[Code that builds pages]
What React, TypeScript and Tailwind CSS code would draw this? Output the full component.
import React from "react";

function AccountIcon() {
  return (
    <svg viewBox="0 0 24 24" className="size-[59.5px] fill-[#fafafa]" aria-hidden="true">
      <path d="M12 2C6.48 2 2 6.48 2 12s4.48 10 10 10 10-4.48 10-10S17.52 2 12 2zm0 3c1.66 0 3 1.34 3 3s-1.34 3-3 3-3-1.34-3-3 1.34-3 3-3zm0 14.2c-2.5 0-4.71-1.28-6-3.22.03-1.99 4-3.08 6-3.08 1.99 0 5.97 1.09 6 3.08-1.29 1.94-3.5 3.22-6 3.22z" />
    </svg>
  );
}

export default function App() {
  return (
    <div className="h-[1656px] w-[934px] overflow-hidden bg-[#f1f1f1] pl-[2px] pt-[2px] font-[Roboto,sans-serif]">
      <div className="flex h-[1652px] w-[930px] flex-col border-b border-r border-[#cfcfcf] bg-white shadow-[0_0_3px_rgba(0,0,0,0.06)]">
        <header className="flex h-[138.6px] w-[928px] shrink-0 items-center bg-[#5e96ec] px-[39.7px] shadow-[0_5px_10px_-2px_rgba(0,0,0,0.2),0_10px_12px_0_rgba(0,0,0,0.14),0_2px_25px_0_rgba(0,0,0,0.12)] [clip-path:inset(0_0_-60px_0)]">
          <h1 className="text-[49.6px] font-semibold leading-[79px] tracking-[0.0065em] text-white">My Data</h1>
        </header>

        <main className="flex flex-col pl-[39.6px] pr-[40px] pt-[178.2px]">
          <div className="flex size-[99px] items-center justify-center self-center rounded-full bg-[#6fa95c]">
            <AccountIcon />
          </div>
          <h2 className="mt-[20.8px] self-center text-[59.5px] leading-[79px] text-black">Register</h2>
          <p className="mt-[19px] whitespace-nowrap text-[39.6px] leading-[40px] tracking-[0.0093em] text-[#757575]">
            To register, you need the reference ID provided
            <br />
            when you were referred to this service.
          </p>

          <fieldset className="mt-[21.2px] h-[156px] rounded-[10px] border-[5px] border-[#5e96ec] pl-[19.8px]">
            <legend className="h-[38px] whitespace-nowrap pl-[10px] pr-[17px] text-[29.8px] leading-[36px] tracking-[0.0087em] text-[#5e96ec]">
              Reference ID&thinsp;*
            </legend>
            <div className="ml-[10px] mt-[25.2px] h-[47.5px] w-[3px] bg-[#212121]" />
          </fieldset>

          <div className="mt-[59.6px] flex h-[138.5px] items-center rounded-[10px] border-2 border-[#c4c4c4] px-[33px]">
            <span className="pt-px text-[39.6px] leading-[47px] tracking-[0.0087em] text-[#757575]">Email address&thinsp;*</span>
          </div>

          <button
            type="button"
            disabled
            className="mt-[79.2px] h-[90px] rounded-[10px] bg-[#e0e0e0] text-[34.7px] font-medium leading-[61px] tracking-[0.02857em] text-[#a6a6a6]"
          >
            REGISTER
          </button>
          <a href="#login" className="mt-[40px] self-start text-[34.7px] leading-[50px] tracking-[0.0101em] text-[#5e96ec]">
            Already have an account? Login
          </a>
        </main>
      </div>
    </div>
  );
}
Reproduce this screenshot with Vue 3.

→ **Exercise directions**:
Repeat all the entries exactly as given.

→ **Full response**:
What React, TypeScript and Tailwind CSS code would draw this? Output the full component.
import React from "react";

function AccountIcon() {
  return (
    <svg viewBox="0 0 24 24" className="size-[59.5px] fill-[#fafafa]" aria-hidden="true">
      <path d="M12 2C6.48 2 2 6.48 2 12s4.48 10 10 10 10-4.48 10-10S17.52 2 12 2zm0 3c1.66 0 3 1.34 3 3s-1.34 3-3 3-3-1.34-3-3 1.34-3 3-3zm0 14.2c-2.5 0-4.71-1.28-6-3.22.03-1.99 4-3.08 6-3.08 1.99 0 5.97 1.09 6 3.08-1.29 1.94-3.5 3.22-6 3.22z" />
    </svg>
  );
}

export default function App() {
  return (
    <div className="h-[1656px] w-[934px] overflow-hidden bg-[#f1f1f1] pl-[2px] pt-[2px] font-[Roboto,sans-serif]">
      <div className="flex h-[1652px] w-[930px] flex-col border-b border-r border-[#cfcfcf] bg-white shadow-[0_0_3px_rgba(0,0,0,0.06)]">
        <header className="flex h-[138.6px] w-[928px] shrink-0 items-center bg-[#5e96ec] px-[39.7px] shadow-[0_5px_10px_-2px_rgba(0,0,0,0.2),0_10px_12px_0_rgba(0,0,0,0.14),0_2px_25px_0_rgba(0,0,0,0.12)] [clip-path:inset(0_0_-60px_0)]">
          <h1 className="text-[49.6px] font-semibold leading-[79px] tracking-[0.0065em] text-white">My Data</h1>
        </header>

        <main className="flex flex-col pl-[39.6px] pr-[40px] pt-[178.2px]">
          <div className="flex size-[99px] items-center justify-center self-center rounded-full bg-[#6fa95c]">
            <AccountIcon />
          </div>
          <h2 className="mt-[20.8px] self-center text-[59.5px] leading-[79px] text-black">Register</h2>
          <p className="mt-[19px] whitespace-nowrap text-[39.6px] leading-[40px] tracking-[0.0093em] text-[#757575]">
            To register, you need the reference ID provided
            <br />
            when you were referred to this service.
          </p>

          <fieldset className="mt-[21.2px] h-[156px] rounded-[10px] border-[5px] border-[#5e96ec] pl-[19.8px]">
            <legend className="h-[38px] whitespace-nowrap pl-[10px] pr-[17px] text-[29.8px] leading-[36px] tracking-[0.0087em] text-[#5e96ec]">
              Reference ID&thinsp;*
            </legend>
            <div className="ml-[10px] mt-[25.2px] h-[47.5px] w-[3px] bg-[#212121]" />
          </fieldset>

          <div className="mt-[59.6px] flex h-[138.5px] items-center rounded-[10px] border-2 border-[#c4c4c4] px-[33px]">
            <span className="pt-px text-[39.6px] leading-[47px] tracking-[0.0087em] text-[#757575]">Email address&thinsp;*</span>
          </div>

          <button
            type="button"
            disabled
            className="mt-[79.2px] h-[90px] rounded-[10px] bg-[#e0e0e0] text-[34.7px] font-medium leading-[61px] tracking-[0.02857em] text-[#a6a6a6]"
          >
            REGISTER
          </button>
          <a href="#login" className="mt-[40px] self-start text-[34.7px] leading-[50px] tracking-[0.0101em] text-[#5e96ec]">
            Already have an account? Login
          </a>
        </main>
      </div>
    </div>
  );
}
Reproduce this screenshot with Vue 3.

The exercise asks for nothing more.